[What the task requires] Copy out every line exactly, passing over the pictures.

[Information provided]
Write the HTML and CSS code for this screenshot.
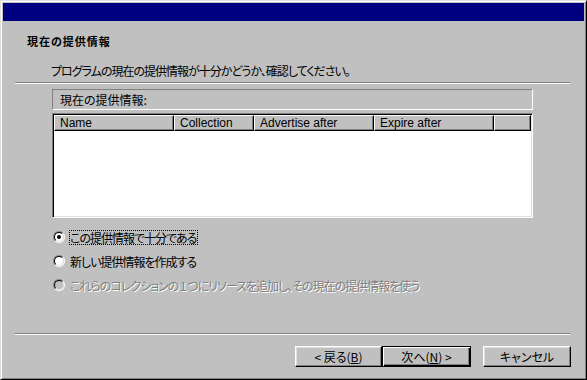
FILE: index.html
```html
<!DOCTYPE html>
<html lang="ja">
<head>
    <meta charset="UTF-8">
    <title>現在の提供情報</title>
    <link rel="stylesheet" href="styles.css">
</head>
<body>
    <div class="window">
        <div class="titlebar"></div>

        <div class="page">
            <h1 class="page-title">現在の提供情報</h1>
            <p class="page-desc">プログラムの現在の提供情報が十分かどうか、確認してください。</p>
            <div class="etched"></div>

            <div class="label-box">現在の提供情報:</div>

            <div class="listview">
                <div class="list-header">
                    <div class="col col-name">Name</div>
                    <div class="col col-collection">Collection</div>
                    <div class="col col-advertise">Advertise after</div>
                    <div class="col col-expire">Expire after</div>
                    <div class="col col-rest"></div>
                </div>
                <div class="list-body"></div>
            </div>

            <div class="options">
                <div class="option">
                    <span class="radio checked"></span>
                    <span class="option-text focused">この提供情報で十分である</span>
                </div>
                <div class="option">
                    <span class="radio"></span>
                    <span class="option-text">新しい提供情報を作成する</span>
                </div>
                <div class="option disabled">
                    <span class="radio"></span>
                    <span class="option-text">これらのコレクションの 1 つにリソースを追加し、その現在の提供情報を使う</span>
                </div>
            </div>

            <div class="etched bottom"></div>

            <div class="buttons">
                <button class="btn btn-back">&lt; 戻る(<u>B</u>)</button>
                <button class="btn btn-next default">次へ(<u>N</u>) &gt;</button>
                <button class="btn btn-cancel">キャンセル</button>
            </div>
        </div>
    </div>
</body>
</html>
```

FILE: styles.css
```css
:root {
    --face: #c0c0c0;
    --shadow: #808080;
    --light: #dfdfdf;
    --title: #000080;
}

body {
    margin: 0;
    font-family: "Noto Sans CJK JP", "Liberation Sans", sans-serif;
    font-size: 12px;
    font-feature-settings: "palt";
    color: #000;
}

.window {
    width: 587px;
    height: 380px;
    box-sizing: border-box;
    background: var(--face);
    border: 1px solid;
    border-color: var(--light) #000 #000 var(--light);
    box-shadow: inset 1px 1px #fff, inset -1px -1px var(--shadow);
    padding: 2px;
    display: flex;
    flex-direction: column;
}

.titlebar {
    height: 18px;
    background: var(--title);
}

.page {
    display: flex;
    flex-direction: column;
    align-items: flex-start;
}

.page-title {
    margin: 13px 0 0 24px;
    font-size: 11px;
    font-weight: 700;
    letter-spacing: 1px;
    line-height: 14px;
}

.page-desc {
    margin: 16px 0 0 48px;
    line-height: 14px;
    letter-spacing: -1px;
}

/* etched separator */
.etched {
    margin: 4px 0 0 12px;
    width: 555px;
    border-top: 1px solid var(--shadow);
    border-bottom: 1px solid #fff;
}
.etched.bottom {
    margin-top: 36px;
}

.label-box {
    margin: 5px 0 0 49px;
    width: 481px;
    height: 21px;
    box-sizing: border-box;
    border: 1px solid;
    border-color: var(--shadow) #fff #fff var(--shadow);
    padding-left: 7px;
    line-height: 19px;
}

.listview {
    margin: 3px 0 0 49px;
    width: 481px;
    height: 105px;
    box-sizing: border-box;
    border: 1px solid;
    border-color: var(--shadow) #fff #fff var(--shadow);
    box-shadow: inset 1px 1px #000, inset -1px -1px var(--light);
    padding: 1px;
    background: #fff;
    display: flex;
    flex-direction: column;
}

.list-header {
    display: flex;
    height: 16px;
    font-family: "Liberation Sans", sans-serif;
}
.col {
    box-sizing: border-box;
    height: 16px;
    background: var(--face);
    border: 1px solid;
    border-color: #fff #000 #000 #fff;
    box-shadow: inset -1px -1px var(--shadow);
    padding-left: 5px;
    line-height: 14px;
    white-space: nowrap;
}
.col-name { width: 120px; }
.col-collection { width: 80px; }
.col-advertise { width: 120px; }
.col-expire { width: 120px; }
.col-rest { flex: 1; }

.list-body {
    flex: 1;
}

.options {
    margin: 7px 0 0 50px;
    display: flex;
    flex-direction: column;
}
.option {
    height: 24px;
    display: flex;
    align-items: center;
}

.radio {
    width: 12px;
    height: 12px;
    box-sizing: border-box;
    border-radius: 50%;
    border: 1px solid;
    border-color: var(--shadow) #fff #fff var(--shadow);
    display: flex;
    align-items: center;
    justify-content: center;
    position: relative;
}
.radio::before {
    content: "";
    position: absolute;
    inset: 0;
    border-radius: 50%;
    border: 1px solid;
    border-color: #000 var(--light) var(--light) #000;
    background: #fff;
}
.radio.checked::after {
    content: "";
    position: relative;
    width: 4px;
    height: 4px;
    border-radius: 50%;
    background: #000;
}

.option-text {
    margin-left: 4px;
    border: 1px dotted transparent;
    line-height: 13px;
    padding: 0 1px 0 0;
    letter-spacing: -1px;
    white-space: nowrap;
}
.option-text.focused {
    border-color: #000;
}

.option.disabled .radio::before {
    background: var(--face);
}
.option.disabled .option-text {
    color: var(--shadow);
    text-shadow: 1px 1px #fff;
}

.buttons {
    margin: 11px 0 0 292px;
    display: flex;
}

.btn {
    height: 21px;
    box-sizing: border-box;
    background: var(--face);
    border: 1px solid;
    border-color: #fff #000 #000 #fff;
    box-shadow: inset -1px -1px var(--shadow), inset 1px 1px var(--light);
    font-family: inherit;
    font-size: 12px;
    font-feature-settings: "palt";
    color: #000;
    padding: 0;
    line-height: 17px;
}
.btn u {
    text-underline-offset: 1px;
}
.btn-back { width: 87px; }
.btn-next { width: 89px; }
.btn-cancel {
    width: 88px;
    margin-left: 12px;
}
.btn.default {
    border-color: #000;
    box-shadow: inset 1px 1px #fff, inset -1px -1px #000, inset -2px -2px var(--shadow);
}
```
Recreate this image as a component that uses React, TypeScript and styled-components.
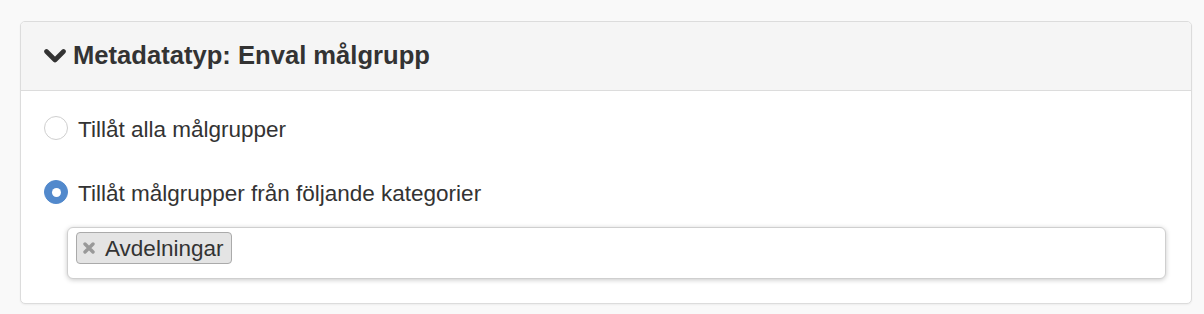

[Exercise answer]
Write the HTML and CSS code for this screenshot.
FILE: index.html
```html
<!DOCTYPE html>
<html lang="ja">
<head>
    <meta charset="UTF-8">
    <title>現在の提供情報</title>
    <link rel="stylesheet" href="styles.css">
</head>
<body>
    <div class="window">
        <div class="titlebar"></div>

        <div class="page">
            <h1 class="page-title">現在の提供情報</h1>
            <p class="page-desc">プログラムの現在の提供情報が十分かどうか、確認してください。</p>
            <div class="etched"></div>

            <div class="label-box">現在の提供情報:</div>

            <div class="listview">
                <div class="list-header">
                    <div class="col col-name">Name</div>
                    <div class="col col-collection">Collection</div>
                    <div class="col col-advertise">Advertise after</div>
                    <div class="col col-expire">Expire after</div>
                    <div class="col col-rest"></div>
                </div>
                <div class="list-body"></div>
            </div>

            <div class="options">
                <div class="option">
                    <span class="radio checked"></span>
                    <span class="option-text focused">この提供情報で十分である</span>
                </div>
                <div class="option">
                    <span class="radio"></span>
                    <span class="option-text">新しい提供情報を作成する</span>
                </div>
                <div class="option disabled">
                    <span class="radio"></span>
                    <span class="option-text">これらのコレクションの 1 つにリソースを追加し、その現在の提供情報を使う</span>
                </div>
            </div>

            <div class="etched bottom"></div>

            <div class="buttons">
                <button class="btn btn-back">&lt; 戻る(<u>B</u>)</button>
                <button class="btn btn-next default">次へ(<u>N</u>) &gt;</button>
                <button class="btn btn-cancel">キャンセル</button>
            </div>
        </div>
    </div>
</body>
</html>
```

FILE: styles.css
```css
:root {
    --face: #c0c0c0;
    --shadow: #808080;
    --light: #dfdfdf;
    --title: #000080;
}

body {
    margin: 0;
    font-family: "Noto Sans CJK JP", "Liberation Sans", sans-serif;
    font-size: 12px;
    font-feature-settings: "palt";
    color: #000;
}

.window {
    width: 587px;
    height: 380px;
    box-sizing: border-box;
    background: var(--face);
    border: 1px solid;
    border-color: var(--light) #000 #000 var(--light);
    box-shadow: inset 1px 1px #fff, inset -1px -1px var(--shadow);
    padding: 2px;
    display: flex;
    flex-direction: column;
}

.titlebar {
    height: 18px;
    background: var(--title);
}

.page {
    display: flex;
    flex-direction: column;
    align-items: flex-start;
}

.page-title {
    margin: 13px 0 0 24px;
    font-size: 11px;
    font-weight: 700;
    letter-spacing: 1px;
    line-height: 14px;
}

.page-desc {
    margin: 16px 0 0 48px;
    line-height: 14px;
    letter-spacing: -1px;
}

/* etched separator */
.etched {
    margin: 4px 0 0 12px;
    width: 555px;
    border-top: 1px solid var(--shadow);
    border-bottom: 1px solid #fff;
}
.etched.bottom {
    margin-top: 36px;
}

.label-box {
    margin: 5px 0 0 49px;
    width: 481px;
    height: 21px;
    box-sizing: border-box;
    border: 1px solid;
    border-color: var(--shadow) #fff #fff var(--shadow);
    padding-left: 7px;
    line-height: 19px;
}

.listview {
    margin: 3px 0 0 49px;
    width: 481px;
    height: 105px;
    box-sizing: border-box;
    border: 1px solid;
    border-color: var(--shadow) #fff #fff var(--shadow);
    box-shadow: inset 1px 1px #000, inset -1px -1px var(--light);
    padding: 1px;
    background: #fff;
    display: flex;
    flex-direction: column;
}

.list-header {
    display: flex;
    height: 16px;
    font-family: "Liberation Sans", sans-serif;
}
.col {
    box-sizing: border-box;
    height: 16px;
    background: var(--face);
    border: 1px solid;
    border-color: #fff #000 #000 #fff;
    box-shadow: inset -1px -1px var(--shadow);
    padding-left: 5px;
    line-height: 14px;
    white-space: nowrap;
}
.col-name { width: 120px; }
.col-collection { width: 80px; }
.col-advertise { width: 120px; }
.col-expire { width: 120px; }
.col-rest { flex: 1; }

.list-body {
    flex: 1;
}

.options {
    margin: 7px 0 0 50px;
    display: flex;
    flex-direction: column;
}
.option {
    height: 24px;
    display: flex;
    align-items: center;
}

.radio {
    width: 12px;
    height: 12px;
    box-sizing: border-box;
    border-radius: 50%;
    border: 1px solid;
    border-color: var(--shadow) #fff #fff var(--shadow);
    display: flex;
    align-items: center;
    justify-content: center;
    position: relative;
}
.radio::before {
    content: "";
    position: absolute;
    inset: 0;
    border-radius: 50%;
    border: 1px solid;
    border-color: #000 var(--light) var(--light) #000;
    background: #fff;
}
.radio.checked::after {
    content: "";
    position: relative;
    width: 4px;
    height: 4px;
    border-radius: 50%;
    background: #000;
}

.option-text {
    margin-left: 4px;
    border: 1px dotted transparent;
    line-height: 13px;
    padding: 0 1px 0 0;
    letter-spacing: -1px;
    white-space: nowrap;
}
.option-text.focused {
    border-color: #000;
}

.option.disabled .radio::before {
    background: var(--face);
}
.option.disabled .option-text {
    color: var(--shadow);
    text-shadow: 1px 1px #fff;
}

.buttons {
    margin: 11px 0 0 292px;
    display: flex;
}

.btn {
    height: 21px;
    box-sizing: border-box;
    background: var(--face);
    border: 1px solid;
    border-color: #fff #000 #000 #fff;
    box-shadow: inset -1px -1px var(--shadow), inset 1px 1px var(--light);
    font-family: inherit;
    font-size: 12px;
    font-feature-settings: "palt";
    color: #000;
    padding: 0;
    line-height: 17px;
}
.btn u {
    text-underline-offset: 1px;
}
.btn-back { width: 87px; }
.btn-next { width: 89px; }
.btn-cancel {
    width: 88px;
    margin-left: 12px;
}
.btn.default {
    border-color: #000;
    box-shadow: inset 1px 1px #fff, inset -1px -1px #000, inset -2px -2px var(--shadow);
}
```
Recreate this image as a component that uses React, TypeScript and styled-components.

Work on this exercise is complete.